Monthly sales rose 11.1% YoY, while MoM growth recovered considerably over last month (2%), and absolute sales increased MoM (against the seasonal trend), implying a substantial recovery in demand adjusted for the low base.
The Swiss research house said that a boost to domestic sales from strong property sales is now visible.
“The 2nd round of ‘Home Appliances Go Rural’ ended after November, but domestic sales of air-conditioners still posted 6.2% YoY growth, with the policy exit having a limited impact on the market.
“The boost to air-conditioner demand from strong property sales, which tends to lag behind, has begun to appear, and we believe it will be sustainable until Q113 at least,” UBS said.
Air-conditioner exports surged 20% YoY in November, above market expectations, which could be attributed to sound home sales in the US and a bottoming-out of exports to Europe.
Better industry trend drives leaders’ performance
Driven by strong property sales, domestic and overseas air-conditioner sales have both recovered, while there has been a limited impact from the end of the ‘Home Appliance Go Rural’ programme and an increasing boost from urbanization.
“Our pick in this space is Gree Electric Appliances (SZA: 000651) thanks to its strong competitive edge and gradually increasing market share.

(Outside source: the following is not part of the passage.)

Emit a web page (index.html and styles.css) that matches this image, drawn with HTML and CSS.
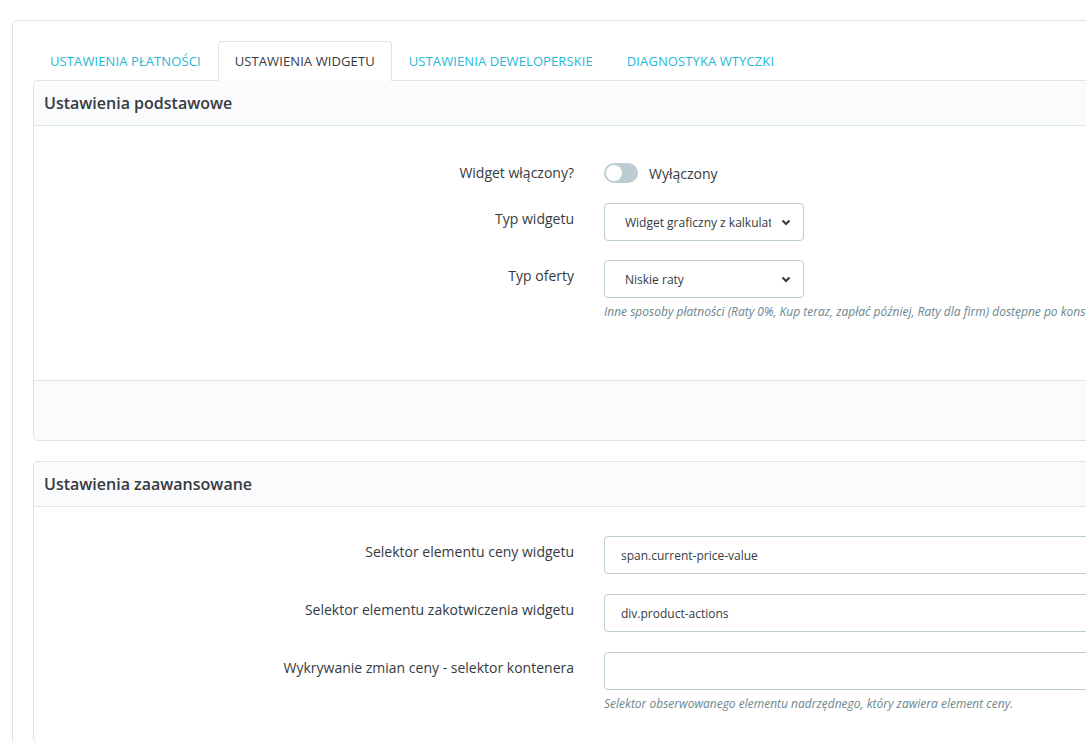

“We believe the reduction in the stake of Gree’s second largest shareholder does not indicate a lack of confidence in Gree’s operation, while short-term share price volatility makes its valuation look more attractive,” UBS added.

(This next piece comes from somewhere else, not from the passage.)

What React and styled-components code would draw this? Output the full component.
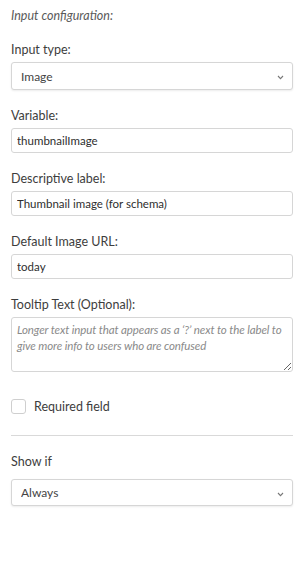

Gree will be officially added to the FTSE A50 China Index next week, and the positional switch in related index funds may become a short-term catalyst for Gree.

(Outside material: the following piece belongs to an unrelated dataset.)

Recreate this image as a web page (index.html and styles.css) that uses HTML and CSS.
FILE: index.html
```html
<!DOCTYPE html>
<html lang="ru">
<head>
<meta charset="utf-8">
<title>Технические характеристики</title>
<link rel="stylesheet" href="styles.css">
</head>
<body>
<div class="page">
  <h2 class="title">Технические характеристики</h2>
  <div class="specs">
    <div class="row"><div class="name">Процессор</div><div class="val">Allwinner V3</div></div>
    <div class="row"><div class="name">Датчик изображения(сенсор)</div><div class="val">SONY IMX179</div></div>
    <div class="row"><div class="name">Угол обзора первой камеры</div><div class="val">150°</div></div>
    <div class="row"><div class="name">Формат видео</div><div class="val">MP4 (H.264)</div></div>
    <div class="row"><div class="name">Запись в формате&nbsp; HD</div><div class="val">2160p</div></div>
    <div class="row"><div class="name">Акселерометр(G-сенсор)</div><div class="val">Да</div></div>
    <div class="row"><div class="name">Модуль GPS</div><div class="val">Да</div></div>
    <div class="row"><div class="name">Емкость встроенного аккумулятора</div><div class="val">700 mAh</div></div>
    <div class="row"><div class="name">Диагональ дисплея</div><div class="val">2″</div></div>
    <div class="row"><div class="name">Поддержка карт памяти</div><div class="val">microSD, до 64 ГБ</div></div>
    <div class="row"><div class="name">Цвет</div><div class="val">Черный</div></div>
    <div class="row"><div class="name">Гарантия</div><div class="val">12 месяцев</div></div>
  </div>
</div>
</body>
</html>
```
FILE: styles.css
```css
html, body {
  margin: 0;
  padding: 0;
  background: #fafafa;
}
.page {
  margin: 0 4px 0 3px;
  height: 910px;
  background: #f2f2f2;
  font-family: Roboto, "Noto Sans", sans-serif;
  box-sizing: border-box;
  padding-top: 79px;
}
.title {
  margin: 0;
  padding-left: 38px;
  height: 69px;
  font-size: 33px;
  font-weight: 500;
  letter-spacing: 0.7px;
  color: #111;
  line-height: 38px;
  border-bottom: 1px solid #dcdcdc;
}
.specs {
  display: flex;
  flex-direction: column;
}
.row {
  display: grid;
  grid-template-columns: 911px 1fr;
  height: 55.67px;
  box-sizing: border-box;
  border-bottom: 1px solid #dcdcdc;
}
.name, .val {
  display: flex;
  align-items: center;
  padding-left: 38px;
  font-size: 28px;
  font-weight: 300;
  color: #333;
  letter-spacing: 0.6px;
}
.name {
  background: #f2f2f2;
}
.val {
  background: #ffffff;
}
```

Gree’s market share hits new high
Gree’s sales increased 30% YoY in November, accounting for a 46% market share (a historical high).
Domestic sales rose 24% YoY, higher than the industry average, leading the runner-up by a wider margin; exports rose 58% YoY, running parallel with Guangdong Midea Electric Appliances (SZA: 000527).
“Midea’s sales increased 2.4% YoY, posting the first positive growth YTD, which we believe may help the company achieve flattish revenue growth in Q4,” UBS said.
Downside risks to China’s white goods sector include: a larger-than-expected impact from the end of the ‘Home Appliance Go Rural’ program, reducing sales volumes and investors’ enthusiasm for the sector; changes to the market growth strategy of any individual manufacturer intensifying competition and eroding the sector’s profitability; rapid growth in raw material costs reducing gross margins; government rolling out harsher real estate market tightening policies.